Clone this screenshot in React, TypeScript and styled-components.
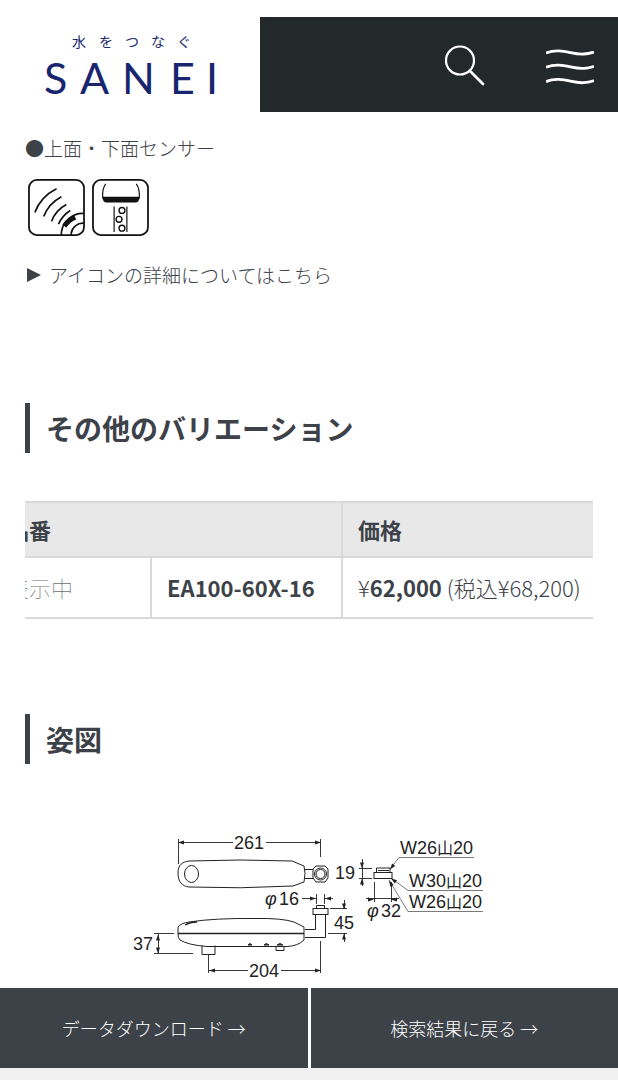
import React, { useLayoutEffect, useRef } from "react";
import styled, { createGlobalStyle } from "styled-components";

const ink = "#3d4249";
const line = "#d9d9d9";

const GlobalStyle = createGlobalStyle`
  * { box-sizing: border-box; }
  body {
    margin: 0;
    background: #fff;
    color: ${ink};
    font-family: "Noto Sans CJK JP", "Noto Sans", sans-serif;
    font-weight: 300;
  }
`;

const Header = styled.header`
  display: flex;
  height: 112px;
  padding-top: 17px;
`;

const LogoLink = styled.a`
  flex: 0 0 260px;
  display: block;
`;

const Tools = styled.div`
  flex: 1;
  display: flex;
  align-items: center;
  justify-content: flex-end;
  gap: 52px;
  padding-right: 20px;
  background: #23282b;
`;

const IconButton = styled.button`
  display: flex;
  padding: 4px;
  border: 0;
  background: none;
  color: #fff;
  cursor: pointer;
`;

const Main = styled.main`
  padding: 20px 25px 0;
`;

const Line = styled.p`
  margin: 0;
  font-size: 19px;
  line-height: 32px;
`;

const IconRow = styled.div`
  display: flex;
  gap: 7px;
  padding: 15px 0 23px 3px;
`;

const DetailLink = styled.a`
  display: flex;
  align-items: center;
  gap: 8px;
  padding-left: 2px;
  color: inherit;
  font-size: 19px;
  line-height: 32px;
  text-decoration: none;
`;

const SectionTitle = styled.h2<{ $top: number }>`
  margin: ${(p) => p.$top}px 0 0;
  padding-left: 16px;
  border-left: 5px solid ${ink};
  font-size: 28px;
  font-weight: 700;
  line-height: 50px;
`;

const TableScroller = styled.div`
  margin-top: 48px;
  overflow-x: auto;
  scrollbar-width: none;
`;

const Table = styled.table`
  width: 609px;
  table-layout: fixed;
  border-collapse: separate;
  border-spacing: 0;
  border-top: 2px solid ${line};
  font-size: 22px;
`;

const HeadCell = styled.th`
  height: 55px;
  padding: 0 15px 2px;
  border-right: 2px solid ${line};
  border-bottom: 2px solid ${line};
  background: #e8e8e8;
  font-weight: 700;
  text-align: left;
`;

const Cell = styled.td<{ $faint?: boolean }>`
  height: 61px;
  padding: 0 15px 2px;
  border-right: 2px solid ${line};
  border-bottom: 2px solid ${line};
  color: ${(p) => (p.$faint ? "#6b6f74" : ink)};
  font-weight: ${(p) => (p.$faint ? 100 : 300)};
  white-space: nowrap;
`;

const Strong = styled.strong`
  font-weight: 700;
`;

const Figure = styled.figure`
  display: flex;
  justify-content: center;
  margin: 68px 0 0;
`;

const ActionBar = styled.nav`
  display: flex;
  gap: 3px;
  margin-top: 6px;
  border-bottom: 12px solid #f0f0f0;
`;

const Action = styled.a`
  flex: 1;
  background: ${ink};
  color: #fff;
  font-size: 18px;
  line-height: 80px;
  text-align: center;
  text-decoration: none;
`;

const Logo = () => (
  <svg width="260" height="95" viewBox="0 17 260 95" role="img" aria-label="水をつなぐ SANEI" fill="#18256f">
    <text x="72 99 125 151 177" y="47" fontSize="14" fontWeight="400" fontFamily="'Noto Sans CJK JP', sans-serif">水をつなぐ</text>
    <text x="44 80 122 170 206" y="94" fontSize="43" fontWeight="400" fontFamily="Lato, sans-serif">SANEI</text>
  </svg>
);

const SearchIcon = () => (
  <svg width="42" height="42" viewBox="0 0 42 42" fill="none" stroke="currentColor" strokeLinecap="round">
    <circle cx="16" cy="16.500" r="14" strokeWidth="2.200" />
    <path d="M26 27 39 40" strokeWidth="2.800" />
  </svg>
);

const WaveMenuIcon = () => (
  <svg width="48" height="42" viewBox="0 0 48 42" fill="none" stroke="currentColor" strokeWidth="2.800">
    {[1, 15.3, 29.6].map((y) => (
      <path key={y} transform={`translate(0 ${y})`} d="M0 8C15 2 27 10.500 38 9C43 9 45 8 48 7" />
    ))}
  </svg>
);

const WaveSensorIcon = () => (
  <svg width="57" height="57" viewBox="0 0 58 58" fill="none" stroke="#111" role="img" aria-label="上面センサー">
    <rect x="1" y="1" width="56" height="56" rx="8" strokeWidth="1.800" />
    <g strokeWidth="1.700">
      <path d="M7 34Q13 18 29 10M16 38Q21 25 34 18M24 43Q28 32 39 26M31 46Q35 37 43 32" />
      <path d="M34 57V54A22 22 0 0 1 57 35M44 57V55A12 12 0 0 1 57 45" />
    </g>
    <path d="M37 48Q41 42 48 39" strokeWidth="5" />
  </svg>
);

const WaterSensorIcon = () => (
  <svg width="57" height="57" viewBox="0 0 58 58" fill="none" stroke="#111" role="img" aria-label="下面センサー">
    <rect x="1" y="1" width="56" height="56" rx="8" strokeWidth="1.800" />
    <path d="M14 5Q10 10 11 20M45 5Q49 10 48 20" strokeWidth="1.200" />
    <path d="M10.500 18H48.500Q48 24 44 24H15Q11 24 10.500 18Z" fill="#111" stroke="none" />
    <path d="M22.500 28V54M35.500 28V54" strokeWidth="1.200" />
    <g strokeWidth="1.400">
      <circle cx="30.500" cy="32" r="3" />
      <circle cx="27.500" cy="41" r="3" />
      <circle cx="30.500" cy="50" r="3" />
    </g>
  </svg>
);

const Triangle = () => (
  <svg width="14" height="16" viewBox="0 0 14 16" fill={ink} aria-hidden="true">
    <path d="M0 1 14 8 0 15Z" />
  </svg>
);

const arrowHeads: Array<[number, number, number]> = [
  [178, 842, 180],
  [321, 842, 0],
  [209, 970, 180],
  [321, 970, 0],
  [158, 934, -90],
  [158, 953, 90],
  [316, 898, 0],
  [325, 898, 180],
  [344, 909, 90],
  [344, 933, -90],
  [362, 868, 90],
  [362, 878, -90],
  [374, 899, 0],
  [391, 899, 180],
  [390, 869, 128],
  [391, 878, 214],
  [389, 880, 240],
];

const threads: Array<[number, number, string]> = [
  [400, 854, "W26"],
  [409, 887, "W30"],
  [409, 908, "W26"],
];

const DimensionDrawing = () => (
  <svg width="356" height="150" viewBox="131 832 356 150" fill="none" stroke="#222" strokeWidth="1" role="img" aria-label="姿図">
    <g strokeWidth="0.900">
      <path d="M178.500 839V864M178 842.500H233M266 842.500H321M320.500 839V857" />
      <path d="M208.500 955V973M209 970.500H248M281 970.500H321M320.500 941V973" />
      <path d="M154 933.500H174M154 953.500H193M158.500 934V953" />
      <path d="M302 898.500H316M325 898.500H333M316.500 894V904M324.500 894V904" />
      <path d="M330 908.500H347M344.500 900V909M328 933.500H347M344.500 933V942" />
      <path d="M359 868.500H372M359 878.500H372M362.500 859V886" />
      <path d="M366 898.500H399M374.500 882V902M391.500 882V902" />
      <path d="M390 869 399 857.500H474M391 878 408 890.500H483M389 880 408 911.500H483" strokeWidth="0.600" />
    </g>
    <g>
      <path d="M178 873C178 865 182 862 189 861Q240 859 292 861L304 866Q306 873 304 882L293 886Q240 889 189 887C182 886 178 882 178 873Z" />
      <ellipse cx="191.500" cy="874" rx="7" ry="8.500" />
      <path d="M305 869.500H313M305 878.500H313" />
      <path d="M313 869 316 866H325L328 869V878L325 882H316L313 878Z" />
      <circle cx="320.500" cy="874" r="6" />
      <circle cx="320.500" cy="874" r="4.500" />
      <path d="M178 934V927Q181 923 189 922Q215 918 255 918.500Q282 918 294 922L304 927V940Q298 946 287 946.500H207Q188 945 180 940Q178 938 178 934Z" />
      <path d="M178 933.500H304" strokeWidth="1.500" />
      <path d="M185 925Q190 922 197 922" strokeWidth="1.400" />
      <path d="M202 945.500V954.500H215V945.500" />
      <path d="M276 946V950.500H284V946" />
      <path d="M248 945Q250 942 252 945ZM264 945Q266 942 269 945ZM277 945Q280 942 283 945Z" fill="#444" />
      <path d="M305 929.500H315.500V914.500M305 937.500H325.500V914.500M315.500 929V914" />
      <rect x="313" y="908.500" width="15" height="6" />
      <path d="M316.500 908V905.500H324.500V908" />
      <rect x="374" y="872.500" width="18" height="6" />
      <path d="M376.500 872V868H390V872M378 870.500H389" />
    </g>
    <g fill="#222" stroke="none">
      {arrowHeads.map(([x, y, turn]) => (
        <path key={`${x}-${y}`} d="M0 0-6 2V-2Z" transform={`translate(${x} ${y + 0.5}) rotate(${turn})`} />
      ))}
    </g>
    <g fill="#222" stroke="none" fontFamily="'Liberation Sans', 'Noto Sans CJK JP', sans-serif" fontSize="18" fontWeight="400">
      <text x="234" y="849">261</text>
      <text x="265" y="905" fontStyle="italic">φ</text>
      <text x="279" y="905">16</text>
      <text x="133" y="950">37</text>
      <text x="249" y="977">204</text>
      <text x="334" y="929">45</text>
      <text x="335" y="879">19</text>
      <text x="367" y="917" fontStyle="italic">φ</text>
      <text x="381" y="917">32</text>
      {threads.map(([x, y, size]) => (
        <text key={y} x={x} y={y}>{size}<tspan fontSize="16">山</tspan>20</text>
      ))}
    </g>
  </svg>
);

export default function App() {
  const scroller = useRef<HTMLDivElement>(null);

  useLayoutEffect(() => {
    if (scroller.current) scroller.current.scrollLeft = 33;
  }, []);

  return (
    <>
      <GlobalStyle />
      <Header>
        <LogoLink href="#"><Logo /></LogoLink>
        <Tools>
          <IconButton type="button" aria-label="検索"><SearchIcon /></IconButton>
          <IconButton type="button" aria-label="メニュー"><WaveMenuIcon /></IconButton>
        </Tools>
      </Header>
      <Main>
        <Line>●上面・下面センサー</Line>
        <IconRow>
          <WaveSensorIcon />
          <WaterSensorIcon />
        </IconRow>
        <DetailLink href="#icons"><Triangle />アイコンの詳細についてはこちら</DetailLink>
        <SectionTitle $top={112}>その他のバリエーション</SectionTitle>
        <TableScroller ref={scroller}>
          <Table>
            <colgroup>
              <col width="160" />
              <col width="191" />
              <col width="258" />
            </colgroup>
            <thead>
              <tr>
                <HeadCell colSpan={2} scope="col">品番</HeadCell>
                <HeadCell scope="col">価格</HeadCell>
              </tr>
            </thead>
            <tbody>
              <tr>
                <Cell $faint>表示中</Cell>
                <Cell><Strong>EA100-60X-16</Strong></Cell>
                <Cell>¥<Strong>62,000</Strong> (税込¥68,200)</Cell>
              </tr>
            </tbody>
          </Table>
        </TableScroller>
        <SectionTitle $top={95}>姿図</SectionTitle>
        <Figure><DimensionDrawing /></Figure>
      </Main>
      <ActionBar>
        <Action href="#download">データダウンロード →</Action>
        <Action href="#results">検索結果に戻る →</Action>
      </ActionBar>
    </>
  );
}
============
▶ _AIM OF THE EXERCISE_
Gather up every line in the data above that contains the word "components", copying each one.

▶ _EXERCISE OUTPUT_
Clone this screenshot in React, TypeScript and styled-components.
import styled, { createGlobalStyle } from "styled-components";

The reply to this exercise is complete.